WASHINGTON -- When Rebecca Parlakian and Larry Giammo renovated their suburban 1940s farm house five years ago, they added a porch. To make the addition look and feel old, as if it had always been there, they installed beadboard on the ceiling. The final touch -- painting the beadboard a pale sky blue.
"We got the idea from walking through Rockville's (Md.) historic district, where there are lots of houses with blue ceilings," Parlakian said. "For older homes, it just seems like part of the dressing now. It's so airy and fresh ... and so summery."
"When you pull in the driveway, it's very welcoming," said Adina Brosnan-McGee about the blue porch ceiling of her Cape Cod in suburban Hyattsville, Md. Her choice -- Benjamin Moore's Caribbean Breeze, a tropical turquoise.
From the palest of powder blues to varying shades of aqua, teal, cobalt, robin's-egg, periwinkle and gray, blue porch ceilings are popping up all across the country. Once just an old Southern tradition, this subtle design detail has made its way North and is being introduced to new generations.
The cerulean color is undeniably pretty, but that's not the only reason people are painting with blues.
Some have heard that the color fools spiders and wasps into thinking that the ceiling is the sky and, therefore, not a place where they can hang out or build webs and nests (a theory many homeowners say is untrue). Others believe that blue is a harbinger of good luck. And some are convinced that the color actually extends daylight and promotes a calming, cooling and relaxing atmosphere.
Then there are folks from the South who believe that blue ceilings scare away evil spirits.

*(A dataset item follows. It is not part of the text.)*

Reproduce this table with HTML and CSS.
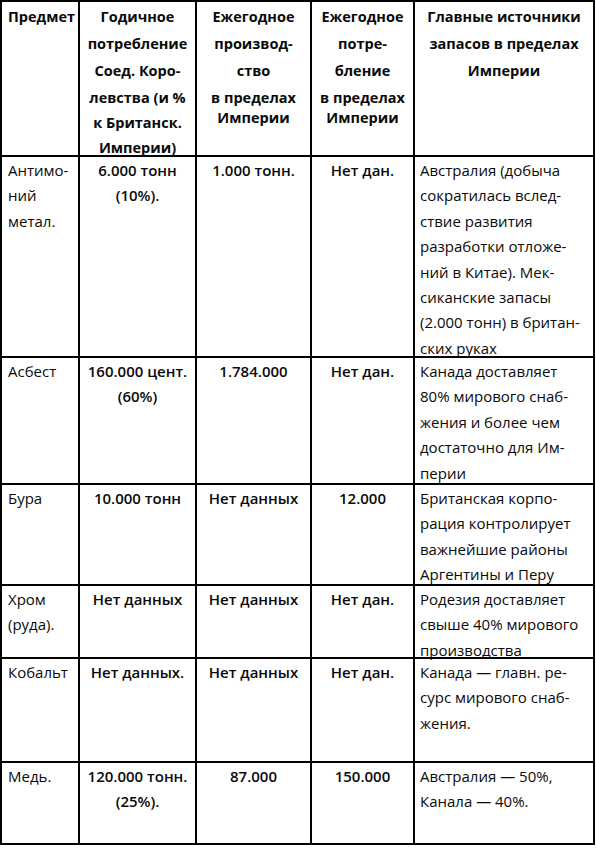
FILE: index.html
```html
<!DOCTYPE html>
<html lang="ru">
<head>
<meta charset="utf-8">
<title>Таблица</title>
<link rel="stylesheet" href="styles.css">
</head>
<body>
<table class="tbl">
  <colgroup>
    <col class="c1"><col class="c2"><col class="c3"><col class="c4"><col class="c5">
  </colgroup>
  <thead>
    <tr class="r-head">
      <th class="h-left"><div class="cell"><div class="hl">Предмет</div></div></th>
      <th>
        <div class="cell">
          <div class="hl">Годичное</div>
          <div class="hl">потребление</div>
          <div class="hl">Соед. Коро-</div>
          <div class="hl">левства (и %</div>
          <div class="hl-mid">
            <div>к Британск.</div>
            <div>Империи)</div>
          </div>
        </div>
      </th>
      <th>
        <div class="cell">
          <div class="hl">Ежегодное</div>
          <div class="hl">производ-</div>
          <div class="hl">ство</div>
          <div class="hl-tight">
            <div>в пределах</div>
            <div>Империи</div>
          </div>
        </div>
      </th>
      <th>
        <div class="cell">
          <div class="hl">Ежегодное</div>
          <div class="hl">потре-</div>
          <div class="hl">бление</div>
          <div class="hl-tight">
            <div>в пределах</div>
            <div>Империи</div>
          </div>
        </div>
      </th>
      <th>
        <div class="cell">
          <div class="hl">Главные источники</div>
          <div class="hl">запасов в пределах</div>
          <div class="hl">Империи</div>
        </div>
      </th>
    </tr>
  </thead>
  <tbody>
    <tr class="r1">
      <td class="name"><div class="cell">Антимо-<br>ний<br>метал.</div></td>
      <td class="num"><div class="cell">6.000 тонн<br>(10%).</div></td>
      <td class="num"><div class="cell">1.000 тонн.</div></td>
      <td class="num"><div class="cell">Нет дан.</div></td>
      <td class="src"><div class="cell">Австралия (добыча<br>сократилась вслед-<br>ствие развития<br>разработки отложе-<br>ний в Китае). Мек-<br>сиканские запасы<br>(2.000 тонн) в британ-<br>ских руках</div></td>
    </tr>
    <tr class="r2">
      <td class="name"><div class="cell">Асбест</div></td>
      <td class="num"><div class="cell">160.000 цент.<br>(60%)</div></td>
      <td class="num"><div class="cell">1.784.000</div></td>
      <td class="num"><div class="cell">Нет дан.</div></td>
      <td class="src"><div class="cell">Канада доставляет<br>80% мирового снаб-<br>жения и более чем<br>достаточно для Им-<br>перии</div></td>
    </tr>
    <tr class="r3">
      <td class="name"><div class="cell">Бура</div></td>
      <td class="num"><div class="cell">10.000 тонн</div></td>
      <td class="num"><div class="cell">Нет данных</div></td>
      <td class="num"><div class="cell">12.000</div></td>
      <td class="src"><div class="cell">Британская корпо-<br>рация контролирует<br>важнейшие районы<br>Аргентины и Перу</div></td>
    </tr>
    <tr class="r4">
      <td class="name"><div class="cell">Хром<br>(руда).</div></td>
      <td class="num"><div class="cell">Нет данных</div></td>
      <td class="num"><div class="cell">Нет данных</div></td>
      <td class="num"><div class="cell">Нет дан.</div></td>
      <td class="src"><div class="cell">Родезия доставляет<br>свыше 40% мирового<br>производства</div></td>
    </tr>
    <tr class="r5">
      <td class="name"><div class="cell">Кобальт</div></td>
      <td class="num"><div class="cell">Нет данных.</div></td>
      <td class="num"><div class="cell">Нет данных</div></td>
      <td class="num"><div class="cell">Нет дан.</div></td>
      <td class="src"><div class="cell">Канада — главн. ре-<br>сурс мирового снаб-<br>жения.</div></td>
    </tr>
    <tr class="r6">
      <td class="name"><div class="cell">Медь.</div></td>
      <td class="num"><div class="cell">120.000 тонн.<br>(25%).</div></td>
      <td class="num"><div class="cell">87.000</div></td>
      <td class="num"><div class="cell">150.000</div></td>
      <td class="src"><div class="cell">Австралия — 50%,<br>Канала — 40%.</div></td>
    </tr>
  </tbody>
</table>
</body>
</html>
```

FILE: styles.css
```css
html, body {
  margin: 0;
  padding: 0;
  background: #fff;
}

body {
  font-family: "Open Sans", "Noto Sans", "DejaVu Sans", sans-serif;
  font-size: 15px;
  color: #0a0a0a;
}

.tbl {
  border-collapse: collapse;
  table-layout: fixed;
  width: 595px;
  margin: 0;
}

.c1 { width: 78px; }
.c2 { width: 117px; }
.c3 { width: 115px; }
.c4 { width: 103px; }
.c5 { width: 180px; }

.tbl th,
.tbl td {
  border: 2px solid #000;
  vertical-align: top;
  white-space: nowrap;
  overflow: visible;
}

.cell {
  margin-bottom: -10px;
}

.tbl th {
  font-weight: 700;
  font-size: 14.5px;
  text-align: center;
  padding: 1px 3px 0;
}

.tbl th.h-left {
  text-align: left;
  padding-left: 6px;
}

.hl {
  line-height: 27px;
}

.hl-mid {
  line-height: 24.5px;
}

.hl-tight {
  line-height: 20px;
  margin-top: 4px;
}

.tbl td {
  line-height: 25.4px;
  padding: 1px 4px 0 6px;
}

.tbl td.name {
  text-align: left;
  font-weight: 500;
}

.tbl td.num {
  text-align: center;
  font-weight: 600;
  padding-left: 3px;
  padding-right: 3px;
}

.tbl td.src {
  text-align: left;
  font-weight: 500;
  padding-left: 5px;
}

.r-head { height: 155px; }
.r1 { height: 201px; }
.r2 { height: 127px; }
.r3 { height: 101px; }
.r4 { height: 73px; }
.r5 { height: 104px; }
.r6 { height: 82px; }
```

It's an tradition that can be credited to the Gullah/Geechee culture, a mix of African tribes that made up a large part of the slave population once found in the Carolina Lowcountry (from Georgetown, S.C., through the Georgia Sea Islands), said Leigh Handal, a director at the Historic Charleston Foundation. These people brought many customs and myths with them to the United States, including the superstition that the color blue ward off evil spirits ("haints," or haunts). The Gullah people would paint the woodwork around their windows and doorways to ward off the haints, Handal said. This painting practice spilled over onto porch ceilings, and the color came to be known as "haint blue."
But don't call the foundation to find out the exact color. "There is no official haint blue color," Handal said. "The Gullahs used whatever pigments of paint they could get their hands on. Haint blue is just blue." (That said, the Historic Charleston Foundation has two licensed paint collections through Duron Paints, featuring a color that represents their interpretation of haint blue, a deep shade of turquoise called "Gullah Blue.")

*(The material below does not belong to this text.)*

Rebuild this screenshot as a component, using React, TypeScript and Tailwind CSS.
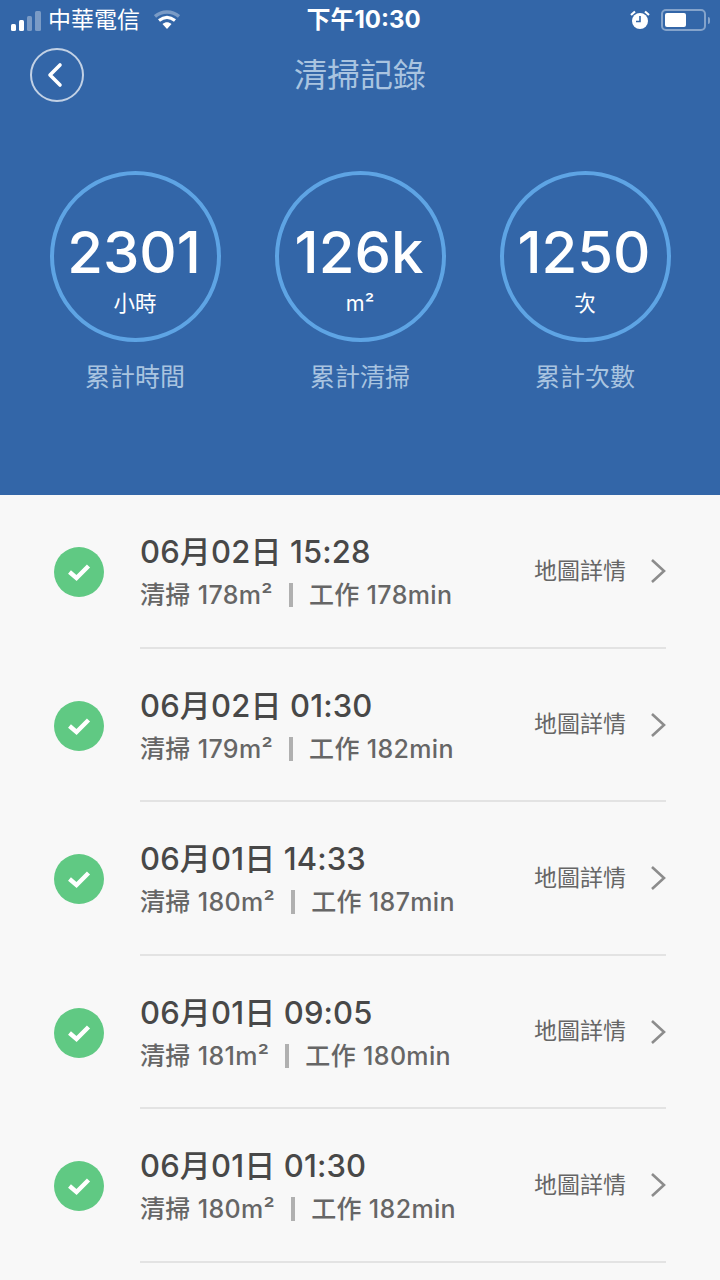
const cjk = "font-['Inter','Noto_Sans_CJK_TC',sans-serif]"

const stats = [
  { value: '2301', unit: '小時', label: '累計時間' },
  { value: '126k', unit: 'm²', label: '累計清掃' },
  { value: '1250', unit: '次', label: '累計次數' },
]

const records = [
  { date: '06月02日 15:28', area: '清掃 178m²', work: '工作 178min' },
  { date: '06月02日 01:30', area: '清掃 179m²', work: '工作 182min' },
  { date: '06月01日 14:33', area: '清掃 180m²', work: '工作 187min' },
  { date: '06月01日 09:05', area: '清掃 181m²', work: '工作 180min' },
  { date: '06月01日 01:30', area: '清掃 180m²', work: '工作 182min' },
]

function StatusBar() {
  return (
    <div className="flex h-[40px] items-center justify-between pl-[11px] pr-[10px] text-white">
      <div className="flex w-[260px] items-center">
        <div className="flex items-end gap-[3px] pt-[1px]">
          <span className="h-[7px] w-[5px] rounded-[1.5px] bg-white" />
          <span className="h-[11px] w-[5px] rounded-[1.5px] bg-white" />
          <span className="h-[15px] w-[5px] rounded-[1.5px] bg-white/35" />
          <span className="h-[20px] w-[6px] rounded-[1.5px] bg-white/35" />
        </div>
        <span className="ml-[7px] text-[23px] leading-none">中華電信</span>
        <svg width="26" height="20" viewBox="0 0 26 20" className="ml-[14px]">
          <path d="M1 6.5C8 0.5 18 0.5 25 6.5" fill="none" stroke="#fff" strokeOpacity="0.35" strokeWidth="3.4" />
          <path d="M5 10.5C10 6.5 16 6.5 21 10.5" fill="none" stroke="#fff" strokeWidth="3.2" />
          <path d="M8.5 14C11.5 11.5 14.5 11.5 17.5 14L13 19Z" fill="#fff" />
        </svg>
      </div>
      <span className="w-[200px] pl-[6px] text-center text-[24px] font-bold leading-none">下午10:30</span>
      <div className="flex w-[260px] items-center justify-end">
        <svg width="20" height="20" viewBox="0 0 20 20">
          <circle cx="10" cy="11" r="8" fill="#fff" />
          <path d="M10 6V11.5H6" fill="none" stroke="#3366a8" strokeWidth="1.6" />
          <path d="M1 5L5 1.5M19 5L15 1.5" stroke="#fff" strokeWidth="2.2" />
        </svg>
        <div className="ml-[11px] flex h-[22px] w-[45px] items-center rounded-[5px] border-2 border-white/40 p-[2px]">
          <div className="h-full w-[21px] rounded-[2px] bg-white" />
        </div>
        <span className="ml-[2px] h-[7px] w-[2px] rounded-r-sm bg-white/40" />
      </div>
    </div>
  )
}

function Stat({ value, unit, label }: { value: string; unit: string; label: string }) {
  return (
    <div className="flex w-[171px] flex-col items-center">
      <div className="flex h-[171px] w-[171px] flex-col items-center rounded-full border-4 border-[#5ea4e4] text-white">
        <span className="mt-[40px] -translate-x-[1px] text-[58px] font-medium leading-[74px]">{value}</span>
        <span className="mt-[1px] text-[21.5px] leading-[26px]">{unit}</span>
      </div>
      <span className="mt-[20px] text-[25px] leading-[30px] text-[#a9c4e0]">{label}</span>
    </div>
  )
}

function Row({ date, area, work }: { date: string; area: string; work: string }) {
  return (
    <div className="flex h-[153.5px] pl-[54px] pr-[54px]">
      <div className="mt-[52px] flex h-[50px] w-[50px] shrink-0 items-center justify-center rounded-full bg-[#60c983]">
        <svg width="24" height="20" viewBox="0 0 24 20">
          <path d="M2.5 10L9.5 16L21.5 4" fill="none" stroke="#fff" strokeWidth="4.4" />
        </svg>
      </div>
      <div className="ml-[36px] flex flex-1 border-b-2 border-[#e3e3e3]">
        <div className="flex flex-1 flex-col pt-[37px]">
          <span className="text-[31px] font-medium leading-[40px] tracking-[0.15px] text-[#484848]">{date}</span>
          <div className="mt-[7px] flex items-center text-[25px] font-medium leading-[32px] tracking-[0.35px] text-[#666666]">
            <span>{area}</span>
            <span className="mx-[16px] h-[24px] w-[4px] bg-[#b0b0b0]" />
            <span>{work}</span>
          </div>
        </div>
        <div className="flex h-[152px] items-center text-[#666666]">
          <span className="text-[23px] leading-none">地圖詳情</span>
          <svg width="16" height="26" viewBox="0 0 16 26" className="ml-[24px]">
            <path d="M2 2L14 13L2 24" fill="none" stroke="#8c8c8c" strokeWidth="2.6" />
          </svg>
        </div>
      </div>
    </div>
  )
}

export default function App() {
  return (
    <div className={`h-[1280px] w-[720px] overflow-hidden bg-[#f8f8f8] ${cjk}`}>
      <div className="h-[495px] bg-[#3366a8]">
        <StatusBar />
        <div className="flex h-[70px] items-center px-[30px]">
          <div className="flex h-[54px] w-[54px] items-center justify-center rounded-full border-2 border-white/70">
            <svg width="18" height="26" viewBox="0 0 18 26" className="-translate-x-[2px]">
              <path d="M14 3L4 13L14 23" fill="none" stroke="#fff" strokeWidth="3.6" strokeLinecap="round" strokeLinejoin="round" />
            </svg>
          </div>
          <span className="flex-1 pr-[54px] text-center text-[33px] leading-none text-[#a9c4e0]">清掃記錄</span>
        </div>
        <div className="mt-[61px] flex justify-center gap-[54px]">
          {stats.map((s) => (
            <Stat key={s.label} {...s} />
          ))}
        </div>
      </div>
      {records.map((r) => (
        <Row key={r.date} {...r} />
      ))}
    </div>
  )
}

Yet today's homeowners are fixated on finding the perfect shade.
Customers inquire about blue ceilings "all the time," said Carl Langhorne, an assistant manager at a hardware store in suburban Bethesda, Md., who said that he has noticed an increased interest in the past two years. "Some people are manic about it. They get three, four, five different quarts trying to get the right color. Some people try to mimic the sky. Others don't care as long as they have it and as long as it's blue."
He has heard the Gullah myths but said he thinks that most people paint with blue simply because it makes them feel good. "It gives you a nice relaxing, mellow vibe," he said. "I like it. It beats basic white."

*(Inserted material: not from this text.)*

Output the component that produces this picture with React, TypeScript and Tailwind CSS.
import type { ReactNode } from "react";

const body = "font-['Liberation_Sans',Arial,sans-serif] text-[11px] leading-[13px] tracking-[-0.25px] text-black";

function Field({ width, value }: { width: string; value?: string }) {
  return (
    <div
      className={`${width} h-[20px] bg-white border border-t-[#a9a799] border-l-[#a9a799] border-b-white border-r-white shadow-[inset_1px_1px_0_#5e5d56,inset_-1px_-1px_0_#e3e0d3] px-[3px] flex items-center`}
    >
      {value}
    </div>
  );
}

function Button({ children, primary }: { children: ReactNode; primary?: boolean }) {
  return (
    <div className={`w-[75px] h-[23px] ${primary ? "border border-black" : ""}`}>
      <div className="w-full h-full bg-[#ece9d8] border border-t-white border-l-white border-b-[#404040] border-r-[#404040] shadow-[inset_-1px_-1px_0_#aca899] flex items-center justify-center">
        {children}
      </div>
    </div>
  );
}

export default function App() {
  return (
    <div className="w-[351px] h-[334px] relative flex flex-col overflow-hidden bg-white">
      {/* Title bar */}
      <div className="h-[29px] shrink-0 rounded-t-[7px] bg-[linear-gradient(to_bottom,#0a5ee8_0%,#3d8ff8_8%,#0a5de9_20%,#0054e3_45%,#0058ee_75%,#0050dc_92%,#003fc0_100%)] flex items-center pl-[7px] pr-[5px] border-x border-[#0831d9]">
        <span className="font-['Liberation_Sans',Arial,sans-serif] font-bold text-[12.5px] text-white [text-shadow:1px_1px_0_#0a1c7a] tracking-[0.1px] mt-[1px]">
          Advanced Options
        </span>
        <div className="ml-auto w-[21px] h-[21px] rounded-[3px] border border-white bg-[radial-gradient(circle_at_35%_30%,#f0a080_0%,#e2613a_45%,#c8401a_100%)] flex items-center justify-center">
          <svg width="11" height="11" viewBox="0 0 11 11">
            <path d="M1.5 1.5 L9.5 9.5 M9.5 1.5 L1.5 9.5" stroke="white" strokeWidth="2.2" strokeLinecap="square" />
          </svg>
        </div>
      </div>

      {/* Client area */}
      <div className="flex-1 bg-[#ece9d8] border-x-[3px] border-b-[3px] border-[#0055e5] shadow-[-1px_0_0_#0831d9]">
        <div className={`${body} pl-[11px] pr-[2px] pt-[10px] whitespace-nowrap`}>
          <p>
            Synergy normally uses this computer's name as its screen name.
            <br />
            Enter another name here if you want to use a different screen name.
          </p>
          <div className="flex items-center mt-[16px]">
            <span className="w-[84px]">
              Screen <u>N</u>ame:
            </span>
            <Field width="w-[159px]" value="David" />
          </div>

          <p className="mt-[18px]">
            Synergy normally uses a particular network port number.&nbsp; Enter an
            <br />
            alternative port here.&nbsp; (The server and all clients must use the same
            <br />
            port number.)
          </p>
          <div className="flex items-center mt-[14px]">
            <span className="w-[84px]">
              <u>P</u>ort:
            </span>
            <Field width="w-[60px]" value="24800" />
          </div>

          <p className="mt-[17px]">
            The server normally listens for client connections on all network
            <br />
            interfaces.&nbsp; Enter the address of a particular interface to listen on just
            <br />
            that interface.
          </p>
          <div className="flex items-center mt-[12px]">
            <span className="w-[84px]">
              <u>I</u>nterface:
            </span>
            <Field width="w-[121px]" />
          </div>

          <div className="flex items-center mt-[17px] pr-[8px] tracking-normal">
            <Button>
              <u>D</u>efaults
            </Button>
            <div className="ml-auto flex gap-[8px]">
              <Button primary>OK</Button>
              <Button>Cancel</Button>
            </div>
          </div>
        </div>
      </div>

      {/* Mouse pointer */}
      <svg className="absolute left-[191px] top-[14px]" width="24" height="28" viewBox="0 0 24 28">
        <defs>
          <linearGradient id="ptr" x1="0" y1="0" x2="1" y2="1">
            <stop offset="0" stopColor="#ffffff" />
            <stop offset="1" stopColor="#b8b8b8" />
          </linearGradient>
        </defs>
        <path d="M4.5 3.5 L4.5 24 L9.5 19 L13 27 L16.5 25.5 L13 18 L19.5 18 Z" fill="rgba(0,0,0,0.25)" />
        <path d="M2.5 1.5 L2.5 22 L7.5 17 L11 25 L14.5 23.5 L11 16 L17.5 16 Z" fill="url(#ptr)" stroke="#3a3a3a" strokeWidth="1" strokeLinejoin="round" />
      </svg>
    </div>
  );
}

Langhorne starts his customers' search with a few suggestions across the spectrum of blues -- Benjamin Moore's Mystical Blue ("more of a true blue"), Crystal Springs ("blue with a little green to it") and White Satin ("periwinkle blue"). The choice should ultimately be based on the other colors on the house and what they like best, he says. "I always tell them, ‘It's your ceiling,'" he says, "You can do anything you want."
But most paint experts agree that the best shade of blue is the one that fits the look of the house. "You don't want it (a blue ceiling) to look like an afterthought or like it came out of nowhere," cautions Zoe Kyriacos, an architectural color consultant for Colors by Zoe in suburban Takoma Park, Md. "You want to make it look like it was part of the package."
She says that blue can be used on any style of house; it just depends on the blue. "A traditional house would use a more traditional color, something lighter. On a contemporary house you can do something bolder, something brighter." Kyriacos prefers blues with hints of other colors, which make the blue more complex and interesting to look at, she said. A blue with a drop of red in it, for instance, adds "a little warmth."
Also consider the natural light. Colors tend to get washed-out when used outdoors, so there's a little wiggle room to go darker than you would indoors. But be careful not to go too dark. "You want to keep the blue soft, light and airy," Langhorne says. "If you go too dark, it will bring your ceiling down and make the space feel smaller and more closed in, even outside."
For Parlakian, the process was easy. She simply picked a subtle shade she liked (Benjamin Moore's Arctic Blue) and painted.
And now that she has gone blue, she'll never go back.